(Records from a dataset)
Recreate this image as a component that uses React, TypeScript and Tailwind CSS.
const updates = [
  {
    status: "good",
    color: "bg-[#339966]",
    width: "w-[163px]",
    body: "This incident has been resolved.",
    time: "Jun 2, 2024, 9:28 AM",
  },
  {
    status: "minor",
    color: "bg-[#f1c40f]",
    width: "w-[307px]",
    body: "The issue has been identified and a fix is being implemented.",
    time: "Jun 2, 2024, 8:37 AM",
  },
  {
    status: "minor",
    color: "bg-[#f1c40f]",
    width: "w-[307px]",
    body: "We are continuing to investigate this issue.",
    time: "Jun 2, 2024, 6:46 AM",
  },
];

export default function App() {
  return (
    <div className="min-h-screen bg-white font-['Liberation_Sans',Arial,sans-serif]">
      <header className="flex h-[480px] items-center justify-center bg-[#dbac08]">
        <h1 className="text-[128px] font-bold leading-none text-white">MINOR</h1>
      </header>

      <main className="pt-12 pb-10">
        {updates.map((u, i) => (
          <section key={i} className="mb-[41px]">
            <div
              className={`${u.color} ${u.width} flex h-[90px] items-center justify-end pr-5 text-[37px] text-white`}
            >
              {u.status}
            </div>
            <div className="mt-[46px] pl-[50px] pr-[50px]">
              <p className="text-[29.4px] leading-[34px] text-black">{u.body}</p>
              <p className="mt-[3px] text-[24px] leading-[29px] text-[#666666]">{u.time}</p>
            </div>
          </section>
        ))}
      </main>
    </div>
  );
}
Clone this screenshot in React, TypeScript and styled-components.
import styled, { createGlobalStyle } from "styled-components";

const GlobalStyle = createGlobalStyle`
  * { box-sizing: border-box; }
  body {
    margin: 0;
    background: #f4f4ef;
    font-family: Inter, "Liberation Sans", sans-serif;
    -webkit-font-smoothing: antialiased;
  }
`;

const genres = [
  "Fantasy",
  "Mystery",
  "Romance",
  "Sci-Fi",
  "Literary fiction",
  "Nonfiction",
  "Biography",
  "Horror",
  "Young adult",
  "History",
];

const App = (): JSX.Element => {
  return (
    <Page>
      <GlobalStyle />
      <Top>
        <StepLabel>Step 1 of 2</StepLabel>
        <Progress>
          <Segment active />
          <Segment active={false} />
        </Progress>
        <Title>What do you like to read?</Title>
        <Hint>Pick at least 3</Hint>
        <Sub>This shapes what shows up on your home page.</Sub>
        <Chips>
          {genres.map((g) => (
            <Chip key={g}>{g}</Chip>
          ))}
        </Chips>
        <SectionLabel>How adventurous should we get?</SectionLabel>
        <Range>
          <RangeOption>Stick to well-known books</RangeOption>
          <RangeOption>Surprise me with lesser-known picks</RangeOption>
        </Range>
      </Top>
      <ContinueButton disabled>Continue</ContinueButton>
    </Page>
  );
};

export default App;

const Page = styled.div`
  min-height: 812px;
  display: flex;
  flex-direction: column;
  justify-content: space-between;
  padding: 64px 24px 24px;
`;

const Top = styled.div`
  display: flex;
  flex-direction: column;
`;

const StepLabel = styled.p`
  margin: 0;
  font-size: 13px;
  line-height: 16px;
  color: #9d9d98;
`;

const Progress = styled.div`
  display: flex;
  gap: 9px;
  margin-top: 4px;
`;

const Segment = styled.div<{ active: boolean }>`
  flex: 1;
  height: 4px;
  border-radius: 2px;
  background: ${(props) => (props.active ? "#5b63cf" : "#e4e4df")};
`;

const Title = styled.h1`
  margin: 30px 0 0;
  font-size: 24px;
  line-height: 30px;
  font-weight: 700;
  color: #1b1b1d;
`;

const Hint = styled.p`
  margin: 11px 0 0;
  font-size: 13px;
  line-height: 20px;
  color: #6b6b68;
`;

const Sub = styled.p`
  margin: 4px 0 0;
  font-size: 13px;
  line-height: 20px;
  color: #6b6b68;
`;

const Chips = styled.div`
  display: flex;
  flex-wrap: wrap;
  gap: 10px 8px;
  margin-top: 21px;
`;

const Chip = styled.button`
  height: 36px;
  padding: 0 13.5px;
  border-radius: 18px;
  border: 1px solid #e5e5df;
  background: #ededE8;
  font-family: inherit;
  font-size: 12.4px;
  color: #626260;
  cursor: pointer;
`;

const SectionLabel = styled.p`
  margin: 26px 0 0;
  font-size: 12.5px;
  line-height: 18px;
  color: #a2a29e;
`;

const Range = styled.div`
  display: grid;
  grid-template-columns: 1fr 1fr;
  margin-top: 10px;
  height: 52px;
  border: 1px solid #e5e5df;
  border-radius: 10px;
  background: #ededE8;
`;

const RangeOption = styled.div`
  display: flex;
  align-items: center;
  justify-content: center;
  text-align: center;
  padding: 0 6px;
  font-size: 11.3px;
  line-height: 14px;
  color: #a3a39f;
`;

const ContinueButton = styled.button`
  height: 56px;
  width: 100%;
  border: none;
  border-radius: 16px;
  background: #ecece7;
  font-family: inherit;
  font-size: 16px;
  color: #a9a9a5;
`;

§ **Directions**: Your task is to repeat every entry exactly.

§ **Exercise output**:
Recreate this image as a component that uses React, TypeScript and Tailwind CSS.
const updates = [
  {
    status: "good",
    color: "bg-[#339966]",
    width: "w-[163px]",
    body: "This incident has been resolved.",
    time: "Jun 2, 2024, 9:28 AM",
  },
  {
    status: "minor",
    color: "bg-[#f1c40f]",
    width: "w-[307px]",
    body: "The issue has been identified and a fix is being implemented.",
    time: "Jun 2, 2024, 8:37 AM",
  },
  {
    status: "minor",
    color: "bg-[#f1c40f]",
    width: "w-[307px]",
    body: "We are continuing to investigate this issue.",
    time: "Jun 2, 2024, 6:46 AM",
  },
];

export default function App() {
  return (
    <div className="min-h-screen bg-white font-['Liberation_Sans',Arial,sans-serif]">
      <header className="flex h-[480px] items-center justify-center bg-[#dbac08]">
        <h1 className="text-[128px] font-bold leading-none text-white">MINOR</h1>
      </header>

      <main className="pt-12 pb-10">
        {updates.map((u, i) => (
          <section key={i} className="mb-[41px]">
            <div
              className={`${u.color} ${u.width} flex h-[90px] items-center justify-end pr-5 text-[37px] text-white`}
            >
              {u.status}
            </div>
            <div className="mt-[46px] pl-[50px] pr-[50px]">
              <p className="text-[29.4px] leading-[34px] text-black">{u.body}</p>
              <p className="mt-[3px] text-[24px] leading-[29px] text-[#666666]">{u.time}</p>
            </div>
          </section>
        ))}
      </main>
    </div>
  );
}
Clone this screenshot in React, TypeScript and styled-components.
import styled, { createGlobalStyle } from "styled-components";

const GlobalStyle = createGlobalStyle`
  * { box-sizing: border-box; }
  body {
    margin: 0;
    background: #f4f4ef;
    font-family: Inter, "Liberation Sans", sans-serif;
    -webkit-font-smoothing: antialiased;
  }
`;

const genres = [
  "Fantasy",
  "Mystery",
  "Romance",
  "Sci-Fi",
  "Literary fiction",
  "Nonfiction",
  "Biography",
  "Horror",
  "Young adult",
  "History",
];

const App = (): JSX.Element => {
  return (
    <Page>
      <GlobalStyle />
      <Top>
        <StepLabel>Step 1 of 2</StepLabel>
        <Progress>
          <Segment active />
          <Segment active={false} />
        </Progress>
        <Title>What do you like to read?</Title>
        <Hint>Pick at least 3</Hint>
        <Sub>This shapes what shows up on your home page.</Sub>
        <Chips>
          {genres.map((g) => (
            <Chip key={g}>{g}</Chip>
          ))}
        </Chips>
        <SectionLabel>How adventurous should we get?</SectionLabel>
        <Range>
          <RangeOption>Stick to well-known books</RangeOption>
          <RangeOption>Surprise me with lesser-known picks</RangeOption>
        </Range>
      </Top>
      <ContinueButton disabled>Continue</ContinueButton>
    </Page>
  );
};

export default App;

const Page = styled.div`
  min-height: 812px;
  display: flex;
  flex-direction: column;
  justify-content: space-between;
  padding: 64px 24px 24px;
`;

const Top = styled.div`
  display: flex;
  flex-direction: column;
`;

const StepLabel = styled.p`
  margin: 0;
  font-size: 13px;
  line-height: 16px;
  color: #9d9d98;
`;

const Progress = styled.div`
  display: flex;
  gap: 9px;
  margin-top: 4px;
`;

const Segment = styled.div<{ active: boolean }>`
  flex: 1;
  height: 4px;
  border-radius: 2px;
  background: ${(props) => (props.active ? "#5b63cf" : "#e4e4df")};
`;

const Title = styled.h1`
  margin: 30px 0 0;
  font-size: 24px;
  line-height: 30px;
  font-weight: 700;
  color: #1b1b1d;
`;

const Hint = styled.p`
  margin: 11px 0 0;
  font-size: 13px;
  line-height: 20px;
  color: #6b6b68;
`;

const Sub = styled.p`
  margin: 4px 0 0;
  font-size: 13px;
  line-height: 20px;
  color: #6b6b68;
`;

const Chips = styled.div`
  display: flex;
  flex-wrap: wrap;
  gap: 10px 8px;
  margin-top: 21px;
`;

const Chip = styled.button`
  height: 36px;
  padding: 0 13.5px;
  border-radius: 18px;
  border: 1px solid #e5e5df;
  background: #ededE8;
  font-family: inherit;
  font-size: 12.4px;
  color: #626260;
  cursor: pointer;
`;

const SectionLabel = styled.p`
  margin: 26px 0 0;
  font-size: 12.5px;
  line-height: 18px;
  color: #a2a29e;
`;

const Range = styled.div`
  display: grid;
  grid-template-columns: 1fr 1fr;
  margin-top: 10px;
  height: 52px;
  border: 1px solid #e5e5df;
  border-radius: 10px;
  background: #ededE8;
`;

const RangeOption = styled.div`
  display: flex;
  align-items: center;
  justify-content: center;
  text-align: center;
  padding: 0 6px;
  font-size: 11.3px;
  line-height: 14px;
  color: #a3a39f;
`;

const ContinueButton = styled.button`
  height: 56px;
  width: 100%;
  border: none;
  border-radius: 16px;
  background: #ecece7;
  font-family: inherit;
  font-size: 16px;
  color: #a9a9a5;
`;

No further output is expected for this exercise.